What the heck is sass?
- January 5, 2015
So we all have heard this new word sass but often we get confused whether it is sass or saas?
First sass stands for syntactically awesome stylesheet and second saas stands for software as a service. So we are clear now that we are going to talk about sass here not saas. So what is this new term that is floating around in the air like a phenomenon. Well in easy words, sass is an extension of css which allows us to write css in object oriented way. In other words, we can use variables, nested rules, mixins, inline imports, inheritance and more.
So why do we use sass?
There are many features of sass and benefits of using them. In this blog I will explain each feature and what is the appropriate situation to use them.

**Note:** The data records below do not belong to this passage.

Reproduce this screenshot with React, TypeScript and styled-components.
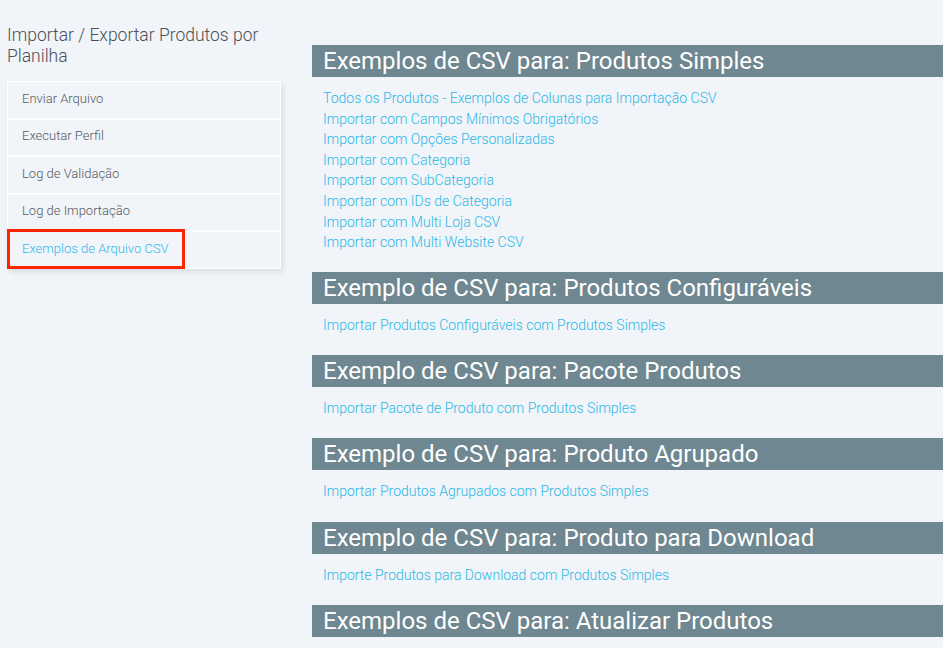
import React from 'react';
import styled, { createGlobalStyle } from 'styled-components';

const GlobalStyle = createGlobalStyle`
  html, body {
    margin: 0;
    padding: 0;
    background: #f1f4f9;
    font-family: Roboto, "Open Sans", "Liberation Sans", sans-serif;
    overflow: hidden;
  }
`;

interface Section {
  title: string;
  links: string[];
}

const SECTIONS: Section[] = [
  {
    title: 'Exemplos de CSV para: Produtos Simples',
    links: [
      'Todos os Produtos - Exemplos de Colunas para Importação CSV',
      'Importar com Campos Mínimos Obrigatórios',
      'Importar com Opções Personalizadas',
      'Importar com Categoria',
      'Importar com SubCategoria',
      'Importar com IDs de Categoria',
      'Importar com Multi Loja CSV',
      'Importar com Multi Website CSV',
    ],
  },
  {
    title: 'Exemplo de CSV para: Produtos Configuráveis',
    links: ['Importar Produtos Configuráveis com Produtos Simples'],
  },
  {
    title: 'Exemplo de CSV para: Pacote Produtos',
    links: ['Importar Pacote de Produto com Produtos Simples'],
  },
  {
    title: 'Exemplo de CSV para: Produto Agrupado',
    links: ['Importar Produtos Agrupados com Produtos Simples'],
  },
  {
    title: 'Exemplo de CSV para: Produto para Download',
    links: ['Importe Produtos para Download com Produtos Simples'],
  },
  {
    title: 'Exemplos de CSV para: Atualizar Produtos',
    links: [],
  },
];

const MENU = [
  'Enviar Arquivo',
  'Executar Perfil',
  'Log de Validação',
  'Log de Importação',
  'Exemplos de Arquivo CSV',
];

const Page = styled.div`
  display: flex;
  gap: 31px;
  padding: 25px 0 0 7px;
  width: 943px;
  height: 648px;
  box-sizing: border-box;
`;

const Sidebar = styled.aside`
  width: 274px;
  flex-shrink: 0;
`;

const SidebarTitle = styled.h2`
  margin: 0 0 14px;
  font-size: 17.5px;
  line-height: 21px;
  font-weight: 300;
  color: #4a5056;
`;

const Menu = styled.ul`
  list-style: none;
  margin: 0;
  padding: 0;
  border: 1px solid #ffffff;
  box-shadow: 2px 3px 6px rgba(0, 0, 0, 0.1);
`;

const MenuItem = styled.li<{ active?: boolean }>`
  position: relative;
  height: 35.5px;
  box-sizing: border-box;
  display: flex;
  align-items: center;
  padding: 0 0 3px 14px;
  font-size: 13px;
  font-weight: 300;
  color: ${p => (p.active ? '#2fb9e8' : '#555a60')};
  & + & {
    border-top: 2px solid #ffffff;
    height: 37.5px;
  }
`;

const Highlight = styled.span`
  position: absolute;
  left: -1px;
  top: -3px;
  width: 178px;
  height: 40px;
  border: 3px solid #ff2400;
  box-sizing: border-box;
`;

const Main = styled.main`
  flex: 1;
  padding-top: 20px;
`;

const SectionBlock = styled.section`
  margin-bottom: 19.5px;
`;

const Bar = styled.h3`
  margin: 0;
  height: 32px;
  display: flex;
  align-items: center;
  padding-left: 11px;
  background: #6e8790;
  color: #ffffff;
  font-size: 24px;
  font-weight: 400;
  white-space: nowrap;
`;

const LinkList = styled.div`
  padding: 11px 0 0 11px;
  display: flex;
  flex-direction: column;
`;

const LinkItem = styled.a`
  font-size: 14px;
  line-height: 20.6px;
  font-weight: 300;
  color: #2cb8e6;
  text-decoration: none;
  white-space: nowrap;
`;

export default function App() {
  return (
    <>
      <GlobalStyle />
      <Page>
        <Sidebar>
          <SidebarTitle>
            Importar / Exportar Produtos por
            <br />
            Planilha
          </SidebarTitle>
          <Menu>
            {MENU.map((label, i) => {
              const active = i === MENU.length - 1;
              return (
                <MenuItem key={label} active={active}>
                  {label}
                  {active && <Highlight />}
                </MenuItem>
              );
            })}
          </Menu>
        </Sidebar>
        <Main>
          {SECTIONS.map(s => (
            <SectionBlock key={s.title}>
              <Bar>{s.title}</Bar>
              {s.links.length > 0 && (
                <LinkList>
                  {s.links.map(l => (
                    <LinkItem key={l} href="#">
                      {l}
                    </LinkItem>
                  ))}
                </LinkList>
              )}
            </SectionBlock>
          ))}
        </Main>
      </Page>
    </>
  );
}
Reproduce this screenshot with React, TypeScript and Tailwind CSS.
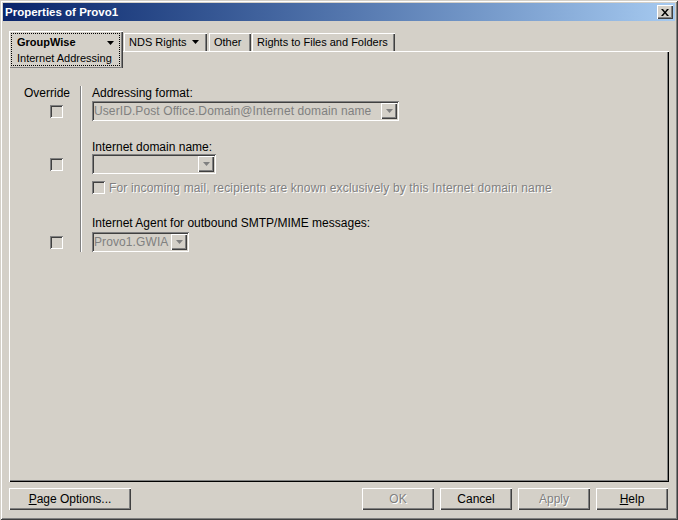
import React from 'react';

const raised = 'shadow-[inset_1px_1px_#ffffff,inset_-1px_-1px_#404040,inset_-2px_-2px_#808080]';
const sunken = 'shadow-[inset_1px_1px_#808080,inset_-1px_-1px_#ffffff,inset_2px_2px_#404040,inset_-2px_-2px_#d4d0c8]';
const etched = 'text-[#808080] [text-shadow:1px_1px_0_#ffffff]';
const tabEdge = 'shadow-[inset_1px_1px_#ffffff,inset_-1px_0_#404040,inset_-2px_0_#808080]';

function Arrow({ color = '#000000' }: { color?: string }) {
  return (
    <svg width="7" height="4" viewBox="0 0 7 4">
      <polygon points="0,0 7,0 3.5,4" fill={color} />
    </svg>
  );
}

function Check() {
  return <div className={`w-[13px] h-[13px] bg-[#d4d0c8] ${sunken}`} />;
}

function Select({ text, className }: { text: string; className: string }) {
  return (
    <div className={`flex items-center h-[20px] p-[2px] bg-[#d4d0c8] ${sunken} ${className}`}>
      <span className="flex-1 text-[#808080] whitespace-nowrap overflow-hidden tracking-[0.1px]">{text}</span>
      <span className={`w-[16px] h-[16px] flex items-center justify-center ${raised}`}>
        <Arrow color="#808080" />
      </span>
    </div>
  );
}

function Btn({ children, disabled, className = 'w-[72px]' }: { children: React.ReactNode; disabled?: boolean; className?: string }) {
  return (
    <div className={`h-[22px] flex items-center justify-center bg-[#d4d0c8] ${raised} ${className} ${disabled ? etched : 'text-black'}`}>
      {children}
    </div>
  );
}

export default function App() {
  return (
    <div className="w-[678px] h-[520px] p-[3px] bg-[#d4d0c8] shadow-[inset_1px_1px_#d4d0c8,inset_-1px_-1px_#404040,inset_2px_2px_#ffffff,inset_-2px_-2px_#808080] font-['Liberation_Sans',Arial,sans-serif] text-[12px] leading-[14px] text-black flex flex-col">
      {/* title bar */}
      <div className="h-[18px] flex items-center justify-between pl-[2px] pr-[2px] bg-linear-to-r from-[#0a246a] to-[#a6caf0]">
        <span className="text-white font-bold text-[11.5px]">Properties of Provo1</span>
        <div className={`w-[16px] h-[14px] flex items-center justify-center bg-[#d4d0c8] ${raised}`}>
          <svg width="8" height="7" viewBox="0 0 8 7">
            <path d="M0 0h2l2 2.5L6 0h2L5 3.5 8 7H6L4 4.5 2 7H0l3-3.5z" fill="#000000" />
          </svg>
        </div>
      </div>

      {/* tabs */}
      <div className="mt-[10px] h-[20px] flex items-start pl-[6px] text-[11px] leading-[13px]">
        <div className="relative z-10 w-[114px] h-[37px] bg-[#d4d0c8] shadow-[inset_1px_1px_#ffffff,inset_-1px_0_#404040,inset_-2px_0_#808080,inset_0_-1px_#808080] p-[2px] pr-[3px]">
          <div className="h-full border border-dotted border-black pl-[5px] pr-[5px] pt-[2px]">
            <div className="flex items-center justify-between font-bold">
              <span>GroupWise</span>
              <Arrow />
            </div>
            <div className="mt-[3px] whitespace-nowrap">Internet Addressing</div>
          </div>
        </div>
        <div className={`mt-[2px] ml-[1px] w-[83px] h-[18px] flex items-center pl-[5px] pr-[8px] justify-between whitespace-nowrap ${tabEdge}`}>
          <span>NDS Rights</span>
          <Arrow />
        </div>
        <div className={`mt-[2px] ml-[2px] w-[42px] h-[18px] flex items-center pl-[5px] ${tabEdge}`}>
          Other
        </div>
        <div className={`mt-[2px] ml-[1px] w-[143px] h-[18px] flex items-center pl-[5px] whitespace-nowrap ${tabEdge}`}>
          Rights to Files and Folders
        </div>
      </div>

      {/* panel */}
      <div className="mx-[6px] h-[431px] bg-[#d4d0c8] shadow-[inset_1px_1px_#ffffff,inset_-1px_-1px_#000000,inset_-2px_-2px_#808080] pl-[1px] pt-[35px]">
        {/* row A */}
        <div className="flex h-[35px]">
          <div className="w-[70px] flex flex-col justify-between pb-[3px]">
            <span className="pl-[14px]">Override</span>
            <div className="pl-[40px]"><Check /></div>
          </div>
          <div className="border-l border-[#808080] shadow-[inset_1px_0_#ffffff] pl-[11px]">
            <div>Addressing format:</div>
            <Select text="UserID.Post Office.Domain@Internet domain name" className="mt-[1px] w-[307px]" />
          </div>
        </div>
        {/* row B */}
        <div className="flex h-[53px]">
          <div className="w-[70px] flex items-end pb-[3px] pl-[40px]"><Check /></div>
          <div className="border-l border-[#808080] shadow-[inset_1px_0_#ffffff] pl-[11px] pt-[19px]">
            <div>Internet domain name:</div>
            <Select text="" className="w-[124px]" />
          </div>
        </div>
        {/* row B2 */}
        <div className="flex h-[20px]">
          <div className="w-[70px]" />
          <div className="border-l border-[#808080] shadow-[inset_1px_0_#ffffff] pl-[11px] pt-[7px] flex items-start gap-[4px]">
            <Check />
            <span className={`${etched} whitespace-nowrap tracking-[0.15px]`}>For incoming mail, recipients are known exclusively by this Internet domain name</span>
          </div>
        </div>
        {/* row C */}
        <div className="flex h-[58px]">
          <div className="w-[70px] flex items-end pb-[3px] pl-[40px]"><Check /></div>
          <div className="border-l border-[#808080] shadow-[inset_1px_0_#ffffff] pl-[11px] pt-[22px]">
            <div>Internet Agent for outbound SMTP/MIME messages:</div>
            <Select text="Provo1.GWIA" className="mt-[2px] w-[97px]" />
          </div>
        </div>
      </div>

      {/* buttons */}
      <div className="mt-[6px] mx-[6px] flex justify-between">
        <Btn className="w-[122px]"><span><span className="underline">P</span>age Options...</span></Btn>
        <div className="flex gap-[6px] mr-[1px]">
          <Btn disabled>OK</Btn>
          <Btn>Cancel</Btn>
          <Btn disabled>Apply</Btn>
          <Btn><span><span className="underline">H</span>elp</span></Btn>
        </div>
      </div>
    </div>
  );
}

So you have a client but he is not sure about the design and asks you to create some nice design for him. You go ahead and write thousand lines of code including font that is used throughout the site. Now imagine your client comes back and says he doesn’t like fonts and change it to different fonts. Now you can see how frustrating this can be to change fonts throughout the site and that is where sass comes in. You can simply declare variable and store the font name in that variable and use variable throughout the site. So next time if client want to change font, all you have to do is change variable value.
Have you found yourself using same elements as a css selector again and again? I bet you did. Well, sass allows us to write nested css which is easy to understand and maintain in compare to grouping
Partials allow us to modularise your css and keep things easier to maintain. In other words, you can write different css files for different part of website and inject it into one .scss file.
Import directive is used to inject partial .scss file in one base .scss file.
Mixins are very powerful way to write css. Its is similar like functions where you can pass in variables as parameters so that we can give dynamic look to our website.
There are two main reasons to use mixins.
One is that mixins simplify your css especially where we use css3 properties like border-radius where we have to declare different prefix for different browsers.
In addition, mixins can provide dynamic look to your website. For example, Gmail allows user to change theme color as per their choice. This way we can show different color themes to our clients for same website. Isn’t it powerful?
This is exactly what you think. We can declare some css and then extend that for children classes. This provides more readable format than grouping css.
Using sass we can implement mathematical operations by passing in the variables. So we don’t have to do the calculation and write accurate number in pixel. We can implement the logic and sass will take care of it.
Once .scss file is written, you can use libraries such as compass to convert your .scss file into .css file which can be used to style your website.
In conclusion, sass is just css extension which allows us to write css object oriented way which css3 won’t be able to offer in nearest future.